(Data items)
________________
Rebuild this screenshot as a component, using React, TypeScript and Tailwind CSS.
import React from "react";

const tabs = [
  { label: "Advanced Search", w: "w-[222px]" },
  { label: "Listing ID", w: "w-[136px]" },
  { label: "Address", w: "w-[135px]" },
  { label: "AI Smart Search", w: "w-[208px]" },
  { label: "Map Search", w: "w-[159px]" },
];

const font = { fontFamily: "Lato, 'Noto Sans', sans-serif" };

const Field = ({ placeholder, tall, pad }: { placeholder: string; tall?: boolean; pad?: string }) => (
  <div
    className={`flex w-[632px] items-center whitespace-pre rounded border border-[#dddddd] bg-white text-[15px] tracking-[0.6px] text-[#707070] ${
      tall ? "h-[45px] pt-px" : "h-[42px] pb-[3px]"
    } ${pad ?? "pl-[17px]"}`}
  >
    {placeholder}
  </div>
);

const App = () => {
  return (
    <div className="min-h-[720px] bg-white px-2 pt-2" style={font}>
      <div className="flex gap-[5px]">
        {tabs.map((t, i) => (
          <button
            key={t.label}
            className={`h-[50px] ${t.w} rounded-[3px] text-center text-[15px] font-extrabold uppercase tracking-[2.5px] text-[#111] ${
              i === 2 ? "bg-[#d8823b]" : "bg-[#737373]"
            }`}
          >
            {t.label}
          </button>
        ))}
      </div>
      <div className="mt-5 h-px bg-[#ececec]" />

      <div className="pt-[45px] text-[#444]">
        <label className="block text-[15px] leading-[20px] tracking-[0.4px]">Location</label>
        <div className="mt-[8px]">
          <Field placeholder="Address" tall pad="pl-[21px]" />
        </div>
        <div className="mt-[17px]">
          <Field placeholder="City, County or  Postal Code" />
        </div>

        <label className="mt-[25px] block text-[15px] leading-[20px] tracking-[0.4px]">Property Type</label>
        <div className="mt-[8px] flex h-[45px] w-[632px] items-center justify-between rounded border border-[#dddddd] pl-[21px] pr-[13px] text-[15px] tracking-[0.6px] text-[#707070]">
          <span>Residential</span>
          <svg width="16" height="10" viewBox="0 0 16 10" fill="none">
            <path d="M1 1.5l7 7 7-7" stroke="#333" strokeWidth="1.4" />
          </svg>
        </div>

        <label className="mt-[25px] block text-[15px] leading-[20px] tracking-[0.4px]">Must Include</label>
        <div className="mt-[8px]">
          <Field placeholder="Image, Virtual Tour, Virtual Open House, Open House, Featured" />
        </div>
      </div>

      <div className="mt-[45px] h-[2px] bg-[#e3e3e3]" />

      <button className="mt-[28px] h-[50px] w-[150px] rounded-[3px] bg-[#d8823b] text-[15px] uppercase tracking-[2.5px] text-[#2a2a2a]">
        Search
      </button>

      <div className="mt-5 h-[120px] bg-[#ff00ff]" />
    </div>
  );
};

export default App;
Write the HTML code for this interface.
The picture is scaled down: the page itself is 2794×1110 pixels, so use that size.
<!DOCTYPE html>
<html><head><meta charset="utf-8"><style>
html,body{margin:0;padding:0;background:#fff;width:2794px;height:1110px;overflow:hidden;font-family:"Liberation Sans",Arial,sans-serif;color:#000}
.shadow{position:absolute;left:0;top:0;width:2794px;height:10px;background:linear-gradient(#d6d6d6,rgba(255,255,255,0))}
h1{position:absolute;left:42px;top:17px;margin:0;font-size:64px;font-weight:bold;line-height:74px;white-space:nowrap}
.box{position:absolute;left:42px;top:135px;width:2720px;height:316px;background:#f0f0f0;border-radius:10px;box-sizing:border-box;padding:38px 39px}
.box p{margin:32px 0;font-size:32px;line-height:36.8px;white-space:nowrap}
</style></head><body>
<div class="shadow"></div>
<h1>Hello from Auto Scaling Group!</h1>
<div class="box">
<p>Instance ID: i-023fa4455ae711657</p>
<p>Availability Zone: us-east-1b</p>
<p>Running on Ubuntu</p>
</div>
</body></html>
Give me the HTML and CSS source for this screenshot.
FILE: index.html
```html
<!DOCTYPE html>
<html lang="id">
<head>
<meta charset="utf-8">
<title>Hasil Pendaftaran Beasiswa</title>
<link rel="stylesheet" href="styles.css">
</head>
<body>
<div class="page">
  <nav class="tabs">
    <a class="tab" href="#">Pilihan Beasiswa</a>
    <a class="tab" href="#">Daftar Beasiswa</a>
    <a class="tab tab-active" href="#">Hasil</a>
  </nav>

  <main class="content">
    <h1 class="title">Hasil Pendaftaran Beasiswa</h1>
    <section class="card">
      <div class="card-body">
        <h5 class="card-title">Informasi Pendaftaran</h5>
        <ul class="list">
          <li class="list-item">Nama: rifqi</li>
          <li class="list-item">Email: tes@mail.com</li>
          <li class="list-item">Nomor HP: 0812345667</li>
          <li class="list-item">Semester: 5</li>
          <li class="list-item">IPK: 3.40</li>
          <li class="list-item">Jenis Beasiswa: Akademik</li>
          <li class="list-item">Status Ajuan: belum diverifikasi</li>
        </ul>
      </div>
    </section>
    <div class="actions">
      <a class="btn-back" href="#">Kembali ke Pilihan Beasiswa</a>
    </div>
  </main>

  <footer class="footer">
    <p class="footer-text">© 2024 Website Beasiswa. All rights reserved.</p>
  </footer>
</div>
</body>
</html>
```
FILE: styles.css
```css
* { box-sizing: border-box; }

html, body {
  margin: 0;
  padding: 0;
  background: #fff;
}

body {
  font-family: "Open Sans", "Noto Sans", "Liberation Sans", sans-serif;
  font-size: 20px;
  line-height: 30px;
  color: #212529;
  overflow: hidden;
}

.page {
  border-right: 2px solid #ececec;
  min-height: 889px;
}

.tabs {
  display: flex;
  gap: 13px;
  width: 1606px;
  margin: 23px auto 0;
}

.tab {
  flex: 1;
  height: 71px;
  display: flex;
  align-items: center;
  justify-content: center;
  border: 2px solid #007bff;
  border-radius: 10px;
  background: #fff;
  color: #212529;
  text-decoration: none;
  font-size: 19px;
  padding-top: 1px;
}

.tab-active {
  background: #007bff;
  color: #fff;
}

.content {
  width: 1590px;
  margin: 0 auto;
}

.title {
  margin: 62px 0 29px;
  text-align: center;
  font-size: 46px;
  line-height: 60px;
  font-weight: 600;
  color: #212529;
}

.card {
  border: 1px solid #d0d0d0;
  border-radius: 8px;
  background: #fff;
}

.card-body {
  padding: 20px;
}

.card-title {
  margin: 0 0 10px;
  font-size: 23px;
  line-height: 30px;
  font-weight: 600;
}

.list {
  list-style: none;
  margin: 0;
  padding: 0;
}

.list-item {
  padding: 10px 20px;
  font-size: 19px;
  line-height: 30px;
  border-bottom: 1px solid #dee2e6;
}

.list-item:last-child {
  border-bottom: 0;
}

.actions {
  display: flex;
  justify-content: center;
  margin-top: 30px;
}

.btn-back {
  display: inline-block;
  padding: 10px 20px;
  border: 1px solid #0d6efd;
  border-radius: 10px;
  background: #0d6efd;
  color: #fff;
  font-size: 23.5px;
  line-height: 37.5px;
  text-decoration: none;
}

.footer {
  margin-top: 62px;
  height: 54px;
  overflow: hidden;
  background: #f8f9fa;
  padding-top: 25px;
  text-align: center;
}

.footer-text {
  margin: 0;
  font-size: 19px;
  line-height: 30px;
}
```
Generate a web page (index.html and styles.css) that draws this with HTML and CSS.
________________
Extract the whole listing, character for character.

Rebuild this screenshot as a component, using React, TypeScript and Tailwind CSS.
import React from "react";

const tabs = [
  { label: "Advanced Search", w: "w-[222px]" },
  { label: "Listing ID", w: "w-[136px]" },
  { label: "Address", w: "w-[135px]" },
  { label: "AI Smart Search", w: "w-[208px]" },
  { label: "Map Search", w: "w-[159px]" },
];

const font = { fontFamily: "Lato, 'Noto Sans', sans-serif" };

const Field = ({ placeholder, tall, pad }: { placeholder: string; tall?: boolean; pad?: string }) => (
  <div
    className={`flex w-[632px] items-center whitespace-pre rounded border border-[#dddddd] bg-white text-[15px] tracking-[0.6px] text-[#707070] ${
      tall ? "h-[45px] pt-px" : "h-[42px] pb-[3px]"
    } ${pad ?? "pl-[17px]"}`}
  >
    {placeholder}
  </div>
);

const App = () => {
  return (
    <div className="min-h-[720px] bg-white px-2 pt-2" style={font}>
      <div className="flex gap-[5px]">
        {tabs.map((t, i) => (
          <button
            key={t.label}
            className={`h-[50px] ${t.w} rounded-[3px] text-center text-[15px] font-extrabold uppercase tracking-[2.5px] text-[#111] ${
              i === 2 ? "bg-[#d8823b]" : "bg-[#737373]"
            }`}
          >
            {t.label}
          </button>
        ))}
      </div>
      <div className="mt-5 h-px bg-[#ececec]" />

      <div className="pt-[45px] text-[#444]">
        <label className="block text-[15px] leading-[20px] tracking-[0.4px]">Location</label>
        <div className="mt-[8px]">
          <Field placeholder="Address" tall pad="pl-[21px]" />
        </div>
        <div className="mt-[17px]">
          <Field placeholder="City, County or  Postal Code" />
        </div>

        <label className="mt-[25px] block text-[15px] leading-[20px] tracking-[0.4px]">Property Type</label>
        <div className="mt-[8px] flex h-[45px] w-[632px] items-center justify-between rounded border border-[#dddddd] pl-[21px] pr-[13px] text-[15px] tracking-[0.6px] text-[#707070]">
          <span>Residential</span>
          <svg width="16" height="10" viewBox="0 0 16 10" fill="none">
            <path d="M1 1.5l7 7 7-7" stroke="#333" strokeWidth="1.4" />
          </svg>
        </div>

        <label className="mt-[25px] block text-[15px] leading-[20px] tracking-[0.4px]">Must Include</label>
        <div className="mt-[8px]">
          <Field placeholder="Image, Virtual Tour, Virtual Open House, Open House, Featured" />
        </div>
      </div>

      <div className="mt-[45px] h-[2px] bg-[#e3e3e3]" />

      <button className="mt-[28px] h-[50px] w-[150px] rounded-[3px] bg-[#d8823b] text-[15px] uppercase tracking-[2.5px] text-[#2a2a2a]">
        Search
      </button>

      <div className="mt-5 h-[120px] bg-[#ff00ff]" />
    </div>
  );
};

export default App;
Write the HTML code for this interface.
The picture is scaled down: the page itself is 2794×1110 pixels, so use that size.
<!DOCTYPE html>
<html><head><meta charset="utf-8"><style>
html,body{margin:0;padding:0;background:#fff;width:2794px;height:1110px;overflow:hidden;font-family:"Liberation Sans",Arial,sans-serif;color:#000}
.shadow{position:absolute;left:0;top:0;width:2794px;height:10px;background:linear-gradient(#d6d6d6,rgba(255,255,255,0))}
h1{position:absolute;left:42px;top:17px;margin:0;font-size:64px;font-weight:bold;line-height:74px;white-space:nowrap}
.box{position:absolute;left:42px;top:135px;width:2720px;height:316px;background:#f0f0f0;border-radius:10px;box-sizing:border-box;padding:38px 39px}
.box p{margin:32px 0;font-size:32px;line-height:36.8px;white-space:nowrap}
</style></head><body>
<div class="shadow"></div>
<h1>Hello from Auto Scaling Group!</h1>
<div class="box">
<p>Instance ID: i-023fa4455ae711657</p>
<p>Availability Zone: us-east-1b</p>
<p>Running on Ubuntu</p>
</div>
</body></html>
Give me the HTML and CSS source for this screenshot.
FILE: index.html
```html
<!DOCTYPE html>
<html lang="id">
<head>
<meta charset="utf-8">
<title>Hasil Pendaftaran Beasiswa</title>
<link rel="stylesheet" href="styles.css">
</head>
<body>
<div class="page">
  <nav class="tabs">
    <a class="tab" href="#">Pilihan Beasiswa</a>
    <a class="tab" href="#">Daftar Beasiswa</a>
    <a class="tab tab-active" href="#">Hasil</a>
  </nav>

  <main class="content">
    <h1 class="title">Hasil Pendaftaran Beasiswa</h1>
    <section class="card">
      <div class="card-body">
        <h5 class="card-title">Informasi Pendaftaran</h5>
        <ul class="list">
          <li class="list-item">Nama: rifqi</li>
          <li class="list-item">Email: tes@mail.com</li>
          <li class="list-item">Nomor HP: 0812345667</li>
          <li class="list-item">Semester: 5</li>
          <li class="list-item">IPK: 3.40</li>
          <li class="list-item">Jenis Beasiswa: Akademik</li>
          <li class="list-item">Status Ajuan: belum diverifikasi</li>
        </ul>
      </div>
    </section>
    <div class="actions">
      <a class="btn-back" href="#">Kembali ke Pilihan Beasiswa</a>
    </div>
  </main>

  <footer class="footer">
    <p class="footer-text">© 2024 Website Beasiswa. All rights reserved.</p>
  </footer>
</div>
</body>
</html>
```
FILE: styles.css
```css
* { box-sizing: border-box; }

html, body {
  margin: 0;
  padding: 0;
  background: #fff;
}

body {
  font-family: "Open Sans", "Noto Sans", "Liberation Sans", sans-serif;
  font-size: 20px;
  line-height: 30px;
  color: #212529;
  overflow: hidden;
}

.page {
  border-right: 2px solid #ececec;
  min-height: 889px;
}

.tabs {
  display: flex;
  gap: 13px;
  width: 1606px;
  margin: 23px auto 0;
}

.tab {
  flex: 1;
  height: 71px;
  display: flex;
  align-items: center;
  justify-content: center;
  border: 2px solid #007bff;
  border-radius: 10px;
  background: #fff;
  color: #212529;
  text-decoration: none;
  font-size: 19px;
  padding-top: 1px;
}

.tab-active {
  background: #007bff;
  color: #fff;
}

.content {
  width: 1590px;
  margin: 0 auto;
}

.title {
  margin: 62px 0 29px;
  text-align: center;
  font-size: 46px;
  line-height: 60px;
  font-weight: 600;
  color: #212529;
}

.card {
  border: 1px solid #d0d0d0;
  border-radius: 8px;
  background: #fff;
}

.card-body {
  padding: 20px;
}

.card-title {
  margin: 0 0 10px;
  font-size: 23px;
  line-height: 30px;
  font-weight: 600;
}

.list {
  list-style: none;
  margin: 0;
  padding: 0;
}

.list-item {
  padding: 10px 20px;
  font-size: 19px;
  line-height: 30px;
  border-bottom: 1px solid #dee2e6;
}

.list-item:last-child {
  border-bottom: 0;
}

.actions {
  display: flex;
  justify-content: center;
  margin-top: 30px;
}

.btn-back {
  display: inline-block;
  padding: 10px 20px;
  border: 1px solid #0d6efd;
  border-radius: 10px;
  background: #0d6efd;
  color: #fff;
  font-size: 23.5px;
  line-height: 37.5px;
  text-decoration: none;
}

.footer {
  margin-top: 62px;
  height: 54px;
  overflow: hidden;
  background: #f8f9fa;
  padding-top: 25px;
  text-align: center;
}

.footer-text {
  margin: 0;
  font-size: 19px;
  line-height: 30px;
}
```
Generate a web page (index.html and styles.css) that draws this with HTML and CSS.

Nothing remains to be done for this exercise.